It is therefore not open to the Advocate General to contend that the petitioner can be included in the class of 'future litigants' who may possibly bring cases against Councillors of other Municipalities, on grounds similar to those which were upheld in OJ.C. No. 72 of 1958 (Orissa). In this connection the following observations of Mahajan CJ. in Meena-kshi Mills' case, (S) AIR 1955 S.C. 13 are relevant:
'This Article not only guarantees equal protection as regards substantive laws but procedural laws also come within its ambit. The implication of the Article is that all litigants similarly situated are entitled to avail themselves of the same procedural rights for relief, and for defence, with like protection and without discrimination'.

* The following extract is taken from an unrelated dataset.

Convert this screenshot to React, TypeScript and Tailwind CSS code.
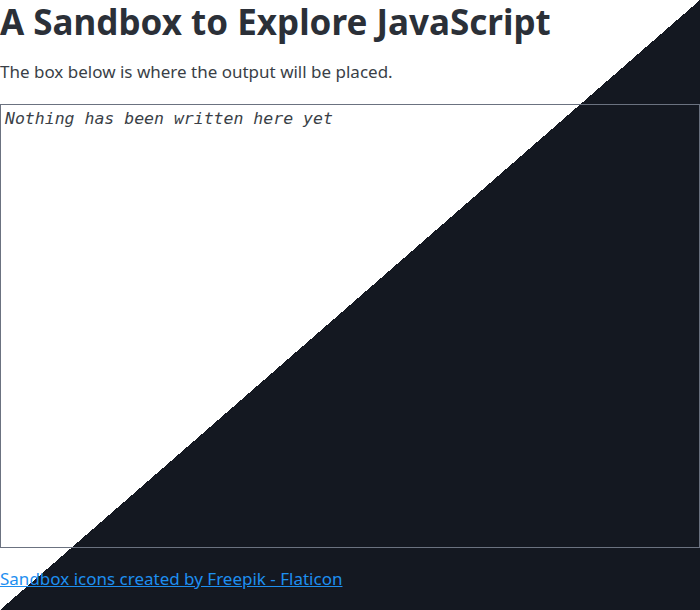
export default function App() {
  return (
    <div className="min-h-[610px] w-full bg-[linear-gradient(to_bottom_right,#ffffff_50%,#141821_50%)] font-['Noto_Sans',sans-serif]">
      <h1 className="m-0 text-[35px] font-bold leading-[44px] text-[#2b3038]">
        A Sandbox to Explore JavaScript
      </h1>
      <p className="mt-[14px] text-[17px] leading-[27px] text-[#3a3f47]">
        The box below is where the output will be placed.
      </p>
      <div className="mt-[19px] h-[444px] border border-[#6b7280] px-[4px] py-[2px]">
        <p className="font-['DejaVu_Sans_Mono',monospace] text-[16.5px] italic leading-[24px] text-[#3a3f47]">
          Nothing has been written here yet
        </p>
      </div>
      <p className="mt-[17px] text-[17px] leading-[27px]">
        <a href="#" className="text-[#1e8ff0] underline">
          Sandbox icons created by Freepik - Flaticon
        </a>
      </p>
    </div>
  );
}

Once a litigant secures a judgment in his favour, the enforcement of that judgment is a matter of procedure. Section 4 of the Ordinance deprives that person of this procedural right. Section 3, however, deprives litigants whose cases may be pending and future litigants of their substantive right of challenging the validity of the elections on certain specified grounds. A litigant whose procedural right is affected is not similarly situated, with a litigant whose substantive right is affected and remains to be yet determined. To group the two classes of litigants together would be unnatural and also irrational.

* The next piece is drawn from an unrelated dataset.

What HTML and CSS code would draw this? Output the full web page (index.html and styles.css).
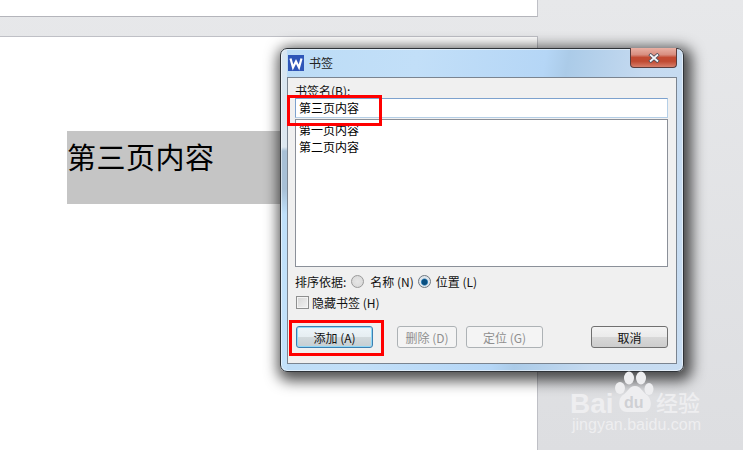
FILE: index.html
```html
<!DOCTYPE html>
<html lang="zh">
<head>
<meta charset="utf-8">
<title>书签</title>
<link rel="stylesheet" href="styles.css">
</head>
<body>
<div class="workspace">
  <div class="page-stack">
    <div class="page page-top"></div>
    <div class="page page-main">
      <div class="selection"><span>第三页内容</span></div>
    </div>
  </div>
</div>

<section class="dialog">
  <header class="titlebar">
    <span class="app-icon">
      <svg viewBox="0 0 16 16" width="16" height="16"><rect width="16" height="16" fill="#2f56b8"/><path d="M2.5 3.5 L5 12.5 L8 6.5 L11 12.5 L13.5 3.5" fill="none" stroke="#fff" stroke-width="2.2"/></svg>
    </span>
    <span class="title-text">书签</span>
    <span class="close">
      <svg viewBox="0 0 12 10" width="12" height="10"><path d="M1.5 1 L10.5 9 M10.5 1 L1.5 9" stroke="#4a4f5c" stroke-width="3.4"/><path d="M2 1.5 L10 8.5 M10 1.5 L2 8.5" stroke="#f4f5f8" stroke-width="1.8"/></svg>
    </span>
  </header>
  <div class="panel">
    <div class="label">书签名(B):</div>
    <div class="name-input">第三页内容</div>
    <ul class="listbox">
      <li>第一页内容</li>
      <li>第二页内容</li>
    </ul>
    <div class="sort-row">
      <span>排序依据:</span>
      <span class="radio"></span><span class="opt">名称 (N)</span>
      <span class="radio on"></span><span class="opt">位置 (L)</span>
    </div>
    <div class="check-row">
      <span class="checkbox"></span><span>隐藏书签 (H)</span>
    </div>
    <div class="buttons">
      <button class="btn btn-default">添加 (A)</button>
      <button class="btn btn-off btn-del">删除 (D)</button>
      <button class="btn btn-off btn-loc">定位 (G)</button>
      <button class="btn btn-cancel">取消</button>
    </div>
  </div>
</section>

<div class="mark mark-input"></div>
<div class="mark mark-add"></div>

<div class="watermark">
  <span class="wm-bai">Bai</span>
  <svg class="wm-paw" viewBox="0 0 40 42" width="40" height="42">
    <g fill="#eeeef0">
      <ellipse cx="6" cy="17" rx="5" ry="6"/>
      <ellipse cx="15" cy="7" rx="5" ry="6.5"/>
      <ellipse cx="27" cy="7" rx="5" ry="6.5"/>
      <ellipse cx="35" cy="18" rx="4.5" ry="6"/>
      <path d="M21 15 C15 15 14 21 9 24 C3 28 4 41 13 41 L30 41 C38 41 39 29 33 24 C28 21 27 15 21 15 Z"/>
    </g>
  </svg>
  <span class="wm-du">du</span>
  <span class="wm-cn">经验</span>
  <span class="wm-url">jingyan.baidu.com</span>
</div>
</body>
</html>
```
FILE: styles.css
```css
* { box-sizing: border-box; }
html, body { margin: 0; padding: 0; }
body {
  width: 743px;
  height: 450px;
  overflow: hidden;
  position: relative;
  font-family: "Noto Sans CJK SC", "Liberation Sans", sans-serif;
  font-size: 12px;
  color: #111;
}
.workspace {
  width: 743px;
  height: 450px;
  background: linear-gradient(#e7e8ea, #dddee1);
}
.page-stack {
  width: 538px;
  height: 450px;
  display: flex;
  flex-direction: column;
  gap: 19px;
}
.page {
  background: #fff;
  border-right: 1px solid #bfc0c6;
}
.page-top {
  height: 17px;
  border-bottom: 1px solid #b4b5bb;
}
.page-main {
  flex: 1;
  border-top: 1px solid #bfc0c6;
  padding: 94px 0 0 67px;
}
.selection {
  width: 220px;
  height: 73px;
  background: #c5c5c5;
  font-size: 29px;
  line-height: 50px;
  letter-spacing: .5px;
  color: #000;
  white-space: nowrap;
}

.dialog {
  position: absolute;
  left: 280px;
  top: 48px;
  width: 404px;
  height: 324px;
  padding: 0 6px 7px 6px;
  border: 1px solid #2f3338;
  border-radius: 7px;
  background:
    linear-gradient(#d8e6f2 0, #dde7ef 98px, #a8c0d6 102px, #a8c0d6 140px, #bfe0fa 165px, #c4e2fa 100%) 0 0 / 6px 100% no-repeat,
    linear-gradient(100deg, #bcdcf6 0%, #c2dff8 30%, #b5d6f6 58%, #abcbe8 63%, #c5daf0 80%, #c8ddf2 100%);
  box-shadow: 0 0 0 1px rgba(255,255,255,.5) inset, 3px 4px 14px 5px rgba(0,0,0,.68);
  display: flex;
  flex-direction: column;
}
.titlebar {
  height: 28px;
  flex: none;
  display: flex;
  align-items: center;
  gap: 5px;
  position: relative;
}
.app-icon { width: 16px; height: 16px; display: block; margin-left: 1px; }
.app-icon svg { display: block; }
.title-text { font-size: 12px; color: #222; margin-top: -2px; }
.close {
  position: absolute;
  right: 0;
  top: -1px;
  width: 47px;
  height: 20px;
  border: 1px solid #5a3c3c;
  border-top: none;
  border-radius: 0 0 4px 4px;
  background: linear-gradient(#e9b0a4 0%, #d88e80 35%, #c24a32 50%, #c04a32 70%, #d77f6c 100%);
  display: flex;
  align-items: center;
  justify-content: center;
}
.close svg { display: block; }
.panel {
  flex: 1;
  background: #f0f0f0;
  border: 1px solid #7a8490;
  padding: 5px 8px 0 7px;
  display: flex;
  flex-direction: column;
}
.label { height: 15px; line-height: 15px; }
.name-input {
  height: 20px;
  line-height: 18px;
  background: #fff;
  border: 1px solid #7da2ce;
  border-right-color: #b5cfe7;
  border-bottom-color: #b5cfe7;
  padding-left: 3px;
  color: #000;
}
.listbox {
  list-style: none;
  margin: 1px 0 0;
  padding: 1px 0 0 3px;
  height: 148px;
  background: #fff;
  border: 1px solid #8b9099;
  line-height: 17px;
  color: #000;
}
.listbox li { height: 17px; }
.sort-row {
  margin-top: 5px;
  height: 18px;
  display: flex;
  align-items: center;
}
.radio {
  width: 13px;
  height: 13px;
  border-radius: 50%;
  border: 1px solid #9a9a9a;
  background: radial-gradient(circle at 50% 50%, #e6e6e6, #d6d6d6);
  margin: 0 6px 0 5px;
}
.radio.on {
  background: radial-gradient(circle at 50% 55%, #0a4f80 0 2.5px, #2b7cb4 3px, #dfe6ec 4px);
  border-color: #6f7880;
  margin: 0 5px 0 3px;
}
.opt { margin-right: 1px; }
.check-row {
  margin-top: 3px;
  height: 18px;
  display: flex;
  align-items: center;
  gap: 3px;
}
.checkbox {
  width: 13px;
  height: 13px;
  border: 1px solid #8e8f8f;
  background: linear-gradient(135deg, #d6d6d6, #f2f2f2);
  box-shadow: inset 0 0 0 1px #f4f4f4;
  margin-left: 1px;
}
.buttons {
  margin-top: 15px;
  height: 22px;
  display: flex;
  padding-left: 1px;
}
.btn {
  font: inherit;
  height: 22px;
  padding: 0;
  border-radius: 3px;
  border: 1px solid #707070;
  background: linear-gradient(#f3f3f3 0%, #ebebeb 48%, #d8d8d8 52%, #cdcdcd 100%);
  color: #111;
}
.btn-default {
  width: 77px;
  border-color: #3c7fb1;
  background: linear-gradient(#eef6fa 0%, #e6eef2 48%, #d2dadd 52%, #c6ced2 100%);
  box-shadow: inset 0 0 0 1px #8fd8f6;
}
.btn-off {
  border-color: #adb2b5;
  background: #f4f4f4;
  color: #8f8f8f;
}
.btn-del { width: 60px; margin-left: 24px; }
.btn-loc { width: 77px; margin-left: 9px; }
.btn-cancel { width: 77px; margin-left: 48px; }

.mark {
  position: absolute;
  border: 3px solid #f00;
}
.mark-input { left: 287px; top: 95px; width: 95px; height: 31px; }
.mark-add { left: 289px; top: 320px; width: 95px; height: 36px; }

.watermark {
  position: absolute;
  left: 560px;
  top: 365px;
  width: 170px;
  height: 75px;
  color: #eeeef0;
}
.watermark span { position: absolute; white-space: nowrap; line-height: 1; }
.wm-paw { position: absolute; left: 54px; top: 6px; }
.wm-bai {
  left: 10px;
  top: 25px;
  font-family: "Liberation Sans", sans-serif;
  font-weight: 700;
  font-size: 28px;
}
.wm-du {
  left: 64px;
  top: 30px;
  font-family: "Liberation Sans", sans-serif;
  font-weight: 700;
  font-size: 16px;
  color: #cfd0d4;
}
.wm-cn { left: 96px; top: 25px; font-size: 22px; font-weight: 500; }
.wm-url {
  left: 12px;
  top: 52px;
  font-family: "Liberation Sans", sans-serif;
  font-size: 16px;
}
```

20. The learned Advocate General cited the following instances in which the decisions either of the Supreme Court or other High Courts were rendered ineffective by validating Ordinances or Acts passed by the appropriate legislative authority.
Thus, in Bengal Immunity Co. Ltd. v. State of Bihar. (S) AIR 1955 SC 661 their Lordships of the Supreme Court directed, by a majority, that
'until Parliament by law provides otherwise the State of Bihar do forbear and abstain from imposing sales tax on out-of-State dealers in respect or sales or purchases that have taken place in the course of inter-State trade or commerce, even though the goods have been delivered as a direct result of such sales or purchases for consumption in Bihar.'
Soon after the judgment of the Supreme Court was delivered, the President promulgated the Sales TaxLaws Validation Ordinance 1956 (Ordinance No. Ill of 1956) which was subsequently replaced by the Sales Tax Validation Act 1956 (Act No. 7 of 1956). By that Act the judgment of the Supreme Court was not rendered ineffective so far as the Bengal Immunity Co., Ltd. was concerned but sales tax levied or collected prior to the pronouncement of that judgment which were held illegal by that judgment were validated. In other words, this validating Act did not iu any way atfect the right conferred on the Bengal Immunity Co. by the judgment.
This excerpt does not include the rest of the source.